The book begins with a brief foreword by his long time colleague and fellow collector, Ríonach uí Ógáin, who briefly and (I believe) accurately assesses Tom’s character and achievements. The first lecture in the book proper is entitled Forty Years Folk Song Collecting and sets the scene for the remainder of the book. Tom’s detached view and his light touch on important issues tell you all you need to know about the man and his career, and you rapidly realise, if you were lucky enough to hear him lecture “live”, that you’re hearing his voice again. If you never had that privilege, then you’re in for a treat!

After that, it’s on to the main part of the book, which deals in detail with subjects as diverse as love, emigration, humour, religion and historical events as related through the medium of traditional song around the island of Ireland. I cannot over-emphasise how well all these subjects are put into context, both historically and socially, allowing the listener (and now the reader) to make a holistic judgement of the meaning and value of the songs to their original composers and to those from whom Tom collected. There are many examples of songs to illustrate the points he’s making, which were usually taken from Tom’s collecting archive, although some have been amended by the editor, Anne Clune, from other more recently recorded sources. It’s difficult to put into words, but you come away from each chapter feeling that your perspective on the subject has been enhanced and with a better knowledge of where it fits in the overall picture – not just of singing, but of the culture and values of the time.
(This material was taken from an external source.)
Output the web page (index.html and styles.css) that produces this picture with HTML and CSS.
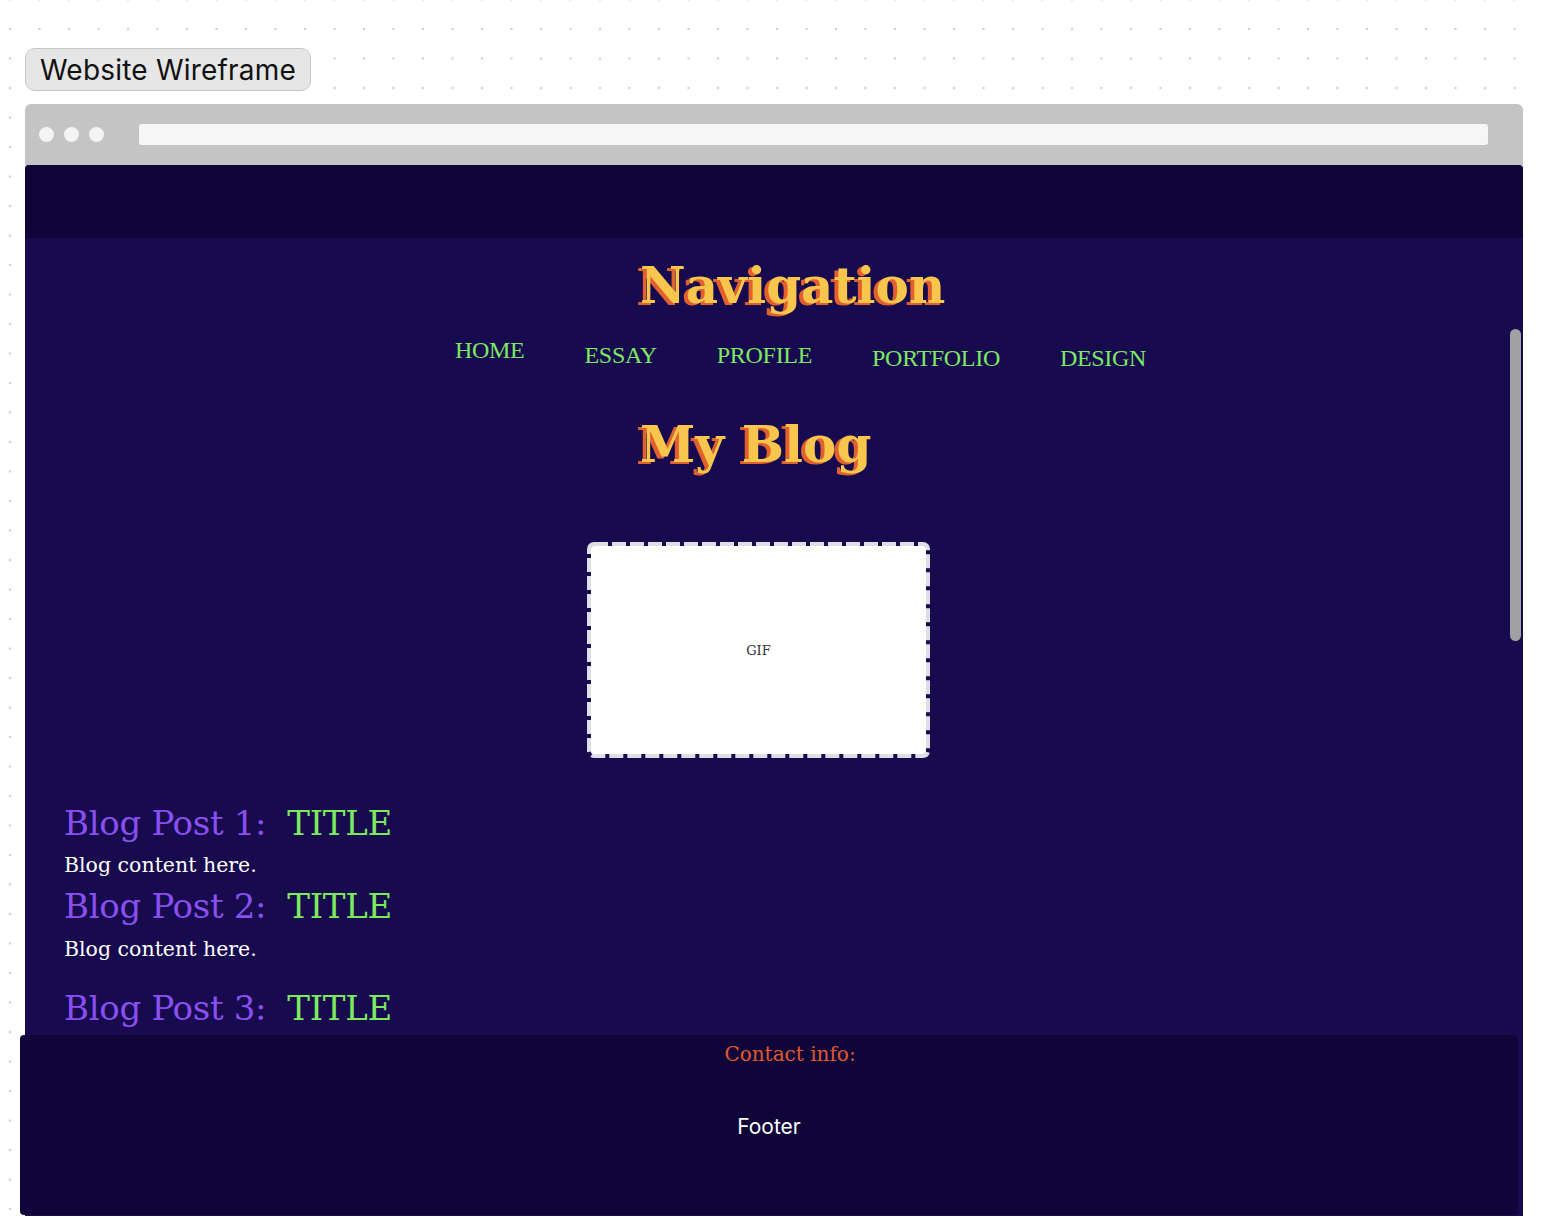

There are chapters on Napoleonic song, narrative song in Co Clare, and the fortunes of traditional Irish song through the 19th and 20th centuries. All these are addressed in typical Munnelly fashion, with sudden darts of humour and sometimes startling comparisons with other cultures and other times. If every folklorist, ethnomusicologist and collector could lecture like this, there’d be huge queues to study the subject at every university in the land!

The book fairly fizzes with memorable quotes and it’s tempting to give many of them here, but I’ll restrict myself to a couple which will, I hope, give a flavour of the book. Firstly, Tom on “excellence in traditional singing”: “traditional singers....were the vehicle through which the song flowed. The song was the star, not the singer.....they were subservient to their art and maintained an objectivity about it. This required an artistic maturity that is lacking in so many cases today....this very important point is missed by so many.”

And contrasting murder ballads and humourous songs: “In the murder ballads the victim dies, but if a comic song is performed to an indifferent audience, the singer dies.” Very true!

Finally, there is a poignant aside in what must have been one of Tom’s very last talks, delivered in Ballyliffin, on the Flight of the Earls and subsequent events, and the songs that resulted. In a rare personal comment that reflects his lifelong passion for singing, he refers to “some health problems” that had kept him away during the period before the talk. These, alas, were to take him altogether within a few months, but the lecture was as robust and intriguing as any he ever gave.

The book ends, most appositely in my view, with the text and air of a song made in Tom’s memory by that master of humorous song, Con Fada Ó Drisceoil, describing Tom’s arrival at the pearly gates and the ensuing conversation with St Peter. The satisfying outcome of this “grand conversation” forms a fitting end to the book, which is well referenced and indexed for those who wish to follow particular avenues of enquiry further. What more could you want?

You’ll probably gather that I thought this an excellent and well put together book, and you’d be right. I had the pleasure of hearing several of these talks when they were first delivered, and to be able to read them again at this remove in time is a great and unexpected pleasure. But above and beyond that, and given the perspective that the passage of time brings, this is an important book, because it documents the broad vista of Irish culture from an exceptionally objective viewpoint while paradoxically, the lecturer himself is entirely engrossed and committed to his subject. In doing all this, it becomes a yardstick by which to judge your own culture – Irish or otherwise.

This book can be enjoyed on many levels – as a memoir of the man, as a commentary on Irish history, as an extended observation of Irish culture, or as a companion to the extension of one’s knowledge of particular aspects of traditional song. However you read it, it most certainly deserves to be on the bookshelf of every song enthusiast throughout these islands and beyond, not just those interested in Irish song. And while it has underlined my regret that Tom isn’t around to enjoy the praises that will, I’m sure, be heaped on this collection, I have to say I’m glad he won’t be reading this review – I’m sure I’d be on the end of a typically pithy Munnelly comment!